In the short term, intensifying US pressure could deal SMIC a heavy blow as soon as September, when new sanctions will stop any company using US technology from supplying Huawei, the Chinese telecoms company that is SMIC’s biggest customer and responsible for almost a fifth of its revenues.

Like other major chipmakers, SMIC relies on US technology and notes that this is a major risk, but that the finer legal details have yet to be ironed out.

SMIC had planned to use 40 per cent of its IPO proceeds to invest in a production node for 14nm chips.
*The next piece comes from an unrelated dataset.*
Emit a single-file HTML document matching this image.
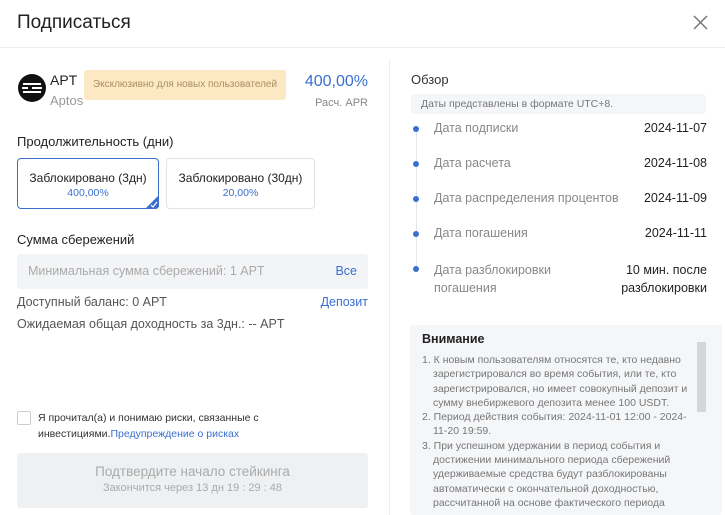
<!DOCTYPE html>
<html><head><meta charset="utf-8"><style>
*{margin:0;padding:0;box-sizing:border-box}
body{width:725px;height:515px;overflow:hidden;background:#fff;font-family:"Liberation Sans","Noto Sans CJK SC",sans-serif;color:#222;position:relative}
.a{position:absolute;white-space:nowrap}
.g{color:#888}.b{color:#3a6fd0}
</style></head><body>
<div class="a" style="left:17px;top:12px;font-size:19px;font-weight:500">Подписаться</div>
<svg class="a" style="left:693px;top:15px" width="15" height="15"><path d="M1 1L14 14M14 1L1 14" stroke="#777" stroke-width="1.5"/></svg>
<div class="a" style="left:0;top:47px;width:725px;height:1px;background:#ececec"></div>
<div class="a" style="left:389px;top:60px;width:1px;height:455px;background:#ececec"></div>

<svg class="a" style="left:18px;top:74px" width="28" height="28"><circle cx="14" cy="14" r="14" fill="#111"/><path d="M5 10H23M4 14H10M14 14H24M5 18H23" stroke="#fff" stroke-width="2"/></svg>
<div class="a" style="left:50px;top:72px;font-size:14px">APT</div>
<div class="a g" style="left:50px;top:93px;font-size:13px;color:#999">Aptos</div>
<div class="a" style="left:84px;top:70px;width:202px;height:30px;background:#fde8c4;border-radius:3px;font-size:10px;color:#a89060;line-height:30px;text-align:center">Эксклюзивно для новых пользователей</div>
<div class="a b" style="right:357px;top:73px;font-size:16px">400,00%</div>
<div class="a g" style="right:357px;top:97px;font-size:11px">Расч. APR</div>

<div class="a" style="left:17px;top:134px;font-size:13px">Продолжительность (дни)</div>
<div class="a" style="left:17px;top:158px;width:142px;height:51px;border:1px solid #3a6fd0;border-radius:4px;text-align:center">
<div style="font-size:12px;margin-top:12px">Заблокировано (3дн)</div><div class="b" style="font-size:10.5px;margin-top:2px">400,00%</div>
<svg style="position:absolute;right:-1px;bottom:-1px" width="14" height="14"><path d="M14 0V10Q14 14 10 14H0Z" fill="#3a6fd0"/><path d="M6 10L8 12L12 7" stroke="#fff" stroke-width="1.2" fill="none"/></svg></div>
<div class="a" style="left:166px;top:158px;width:149px;height:51px;border:1px solid #e3e3e3;border-radius:4px;text-align:center">
<div style="font-size:12px;margin-top:12px">Заблокировано (30дн)</div><div class="b" style="font-size:10.5px;margin-top:2px">20,00%</div></div>

<div class="a" style="left:17px;top:232px;font-size:13px">Сумма сбережений</div>
<div class="a" style="left:17px;top:254px;width:351px;height:35px;background:#f3f4f6;border-radius:3px"></div>
<div class="a" style="left:28px;top:264px;font-size:12.5px;color:#aaa">Минимальная сумма сбережений: 1 APT</div>
<div class="a b" style="right:368px;top:264px;font-size:12.5px">Все</div>
<div class="a" style="left:17px;top:295px;font-size:12.5px;color:#555">Доступный баланс: 0 APT</div>
<div class="a b" style="right:357px;top:295px;font-size:12.5px">Депозит</div>
<div class="a" style="left:17px;top:317px;font-size:12.5px;color:#555">Ожидаемая общая доходность за 3дн.: -- APT</div>

<div class="a" style="left:17px;top:411px;width:14px;height:14px;border:1px solid #ccc;border-radius:2px"></div>
<div class="a" style="left:38px;top:410px;font-size:10.5px;color:#333;line-height:16px">Я прочитал(а) и понимаю риски, связанные с<br>инвестициями.<span class="b">Предупреждение о рисках</span></div>
<div class="a" style="left:17px;top:453px;width:351px;height:55px;background:#eef0f2;border-radius:3px;text-align:center;color:#aaa">
<div style="font-size:13.5px;margin-top:11px">Подтвердите начало стейкинга</div><div style="font-size:11px;margin-top:3px">Закончится через 13 дн 19 : 29 : 48</div></div>

<div class="a" style="left:411px;top:72px;font-size:13px;color:#333">Обзор</div>
<div class="a" style="left:411px;top:94px;width:295px;height:20px;background:#f5f6f8;border-radius:3px;font-size:10.5px;color:#777;line-height:20px;padding-left:10px">Даты представлены в формате UTC+8.</div>
<div class="a" style="left:416px;top:130px;width:1px;height:140px;background:#e4e6ea"></div>
<div class="a" style="left:413px;top:126px;width:6px;height:6px;border-radius:50%;background:#3a6fd0"></div>
<div class="a" style="left:413px;top:161px;width:6px;height:6px;border-radius:50%;background:#3a6fd0"></div>
<div class="a" style="left:413px;top:196px;width:6px;height:6px;border-radius:50%;background:#3a6fd0"></div>
<div class="a" style="left:413px;top:231px;width:6px;height:6px;border-radius:50%;background:#3a6fd0"></div>
<div class="a" style="left:413px;top:266px;width:6px;height:6px;border-radius:50%;background:#3a6fd0"></div>
<div class="a g" style="left:434px;top:121px;font-size:12.5px">Дата подписки</div><div class="a" style="right:18px;top:121px;font-size:12.5px">2024-11-07</div>
<div class="a g" style="left:434px;top:156px;font-size:12.5px">Дата расчета</div><div class="a" style="right:18px;top:156px;font-size:12.5px">2024-11-08</div>
<div class="a g" style="left:434px;top:191px;font-size:12.5px">Дата распределения процентов</div><div class="a" style="right:18px;top:191px;font-size:12.5px">2024-11-09</div>
<div class="a g" style="left:434px;top:226px;font-size:12.5px">Дата погашения</div><div class="a" style="right:18px;top:226px;font-size:12.5px">2024-11-11</div>
<div class="a g" style="left:434px;top:261px;font-size:12.5px;line-height:18px">Дата разблокировки<br>погашения</div><div class="a" style="right:18px;top:261px;font-size:12.5px;line-height:18px;text-align:right">10 мин. после<br>разблокировки</div>

<div class="a" style="left:410px;top:325px;width:312px;height:190px;background:#f5f6f8;border-radius:3px;overflow:hidden">
<div style="position:absolute;left:12px;top:7px;font-size:12.5px;font-weight:bold;color:#222">Внимание</div>
<div style="position:absolute;left:287px;top:17px;width:9px;height:70px;background:#d4d6da"></div>
<div style="position:absolute;left:12px;top:28px;width:275px;font-size:10.5px;color:#777;line-height:14.3px;white-space:normal">
<div style="padding-left:11px;text-indent:-11px">1. К новым пользователям относятся те, кто недавно зарегистрировался во время события, или те, кто зарегистрировался, но имеет совокупный депозит и сумму внебиржевого депозита менее 100 USDT.</div>
<div style="padding-left:11px;text-indent:-11px">2. Период действия события: 2024-11-01 12:00 - 2024-11-20 19:59.</div>
<div style="padding-left:11px;text-indent:-11px">3. При успешном удержании в период события и достижении минимального периода сбережений удерживаемые средства будут разблокированы автоматически с окончательной доходностью, рассчитанной на основе фактического периода</div>
</div></div>
</body></html>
But demand from Huawei accounts for about 70 per cent of that node’s capacity, according to estimates from Bernstein.

US hostility is also blocking SMIC from buying the equipment it needs to make the leap to the ever-smaller chips that are essential to high-end smartphones and 5G base stations.

SMIC lags behind in the global race to shrink semiconductors

After buying a cutting edge, extreme ultra violet (EUV) lithography machine from ASML, which has a monopoly on the devices, SMIC has seen its $150m purchase languish in the Netherlands for two years as the US puts pressure on the Dutch government to block the order.

Analysts at Bernstein believe SMIC is preparing for a future where it is cut off from US supply chains, and has already raised $2.9bn from government funds this year, as well as $2.6bn in debt, to put alongside its IPO proceeds. This dry powder will help it stockpile equipment before further sanctions hit.

But these future concerns are unlikely to weigh too heavily on retail investors such as Ms Zhou. In turn, her confidence in the government’s support for SMIC will encourage institutions, said Xiao Lei, a Beijing-based financial commentator.

“Retail investors are very important: institutions will not invest if the retail investors are not interested. Some would call it fleecing the flock, but China has a strong demand for chips and you will make money on the top companies,” Mr Xiao said.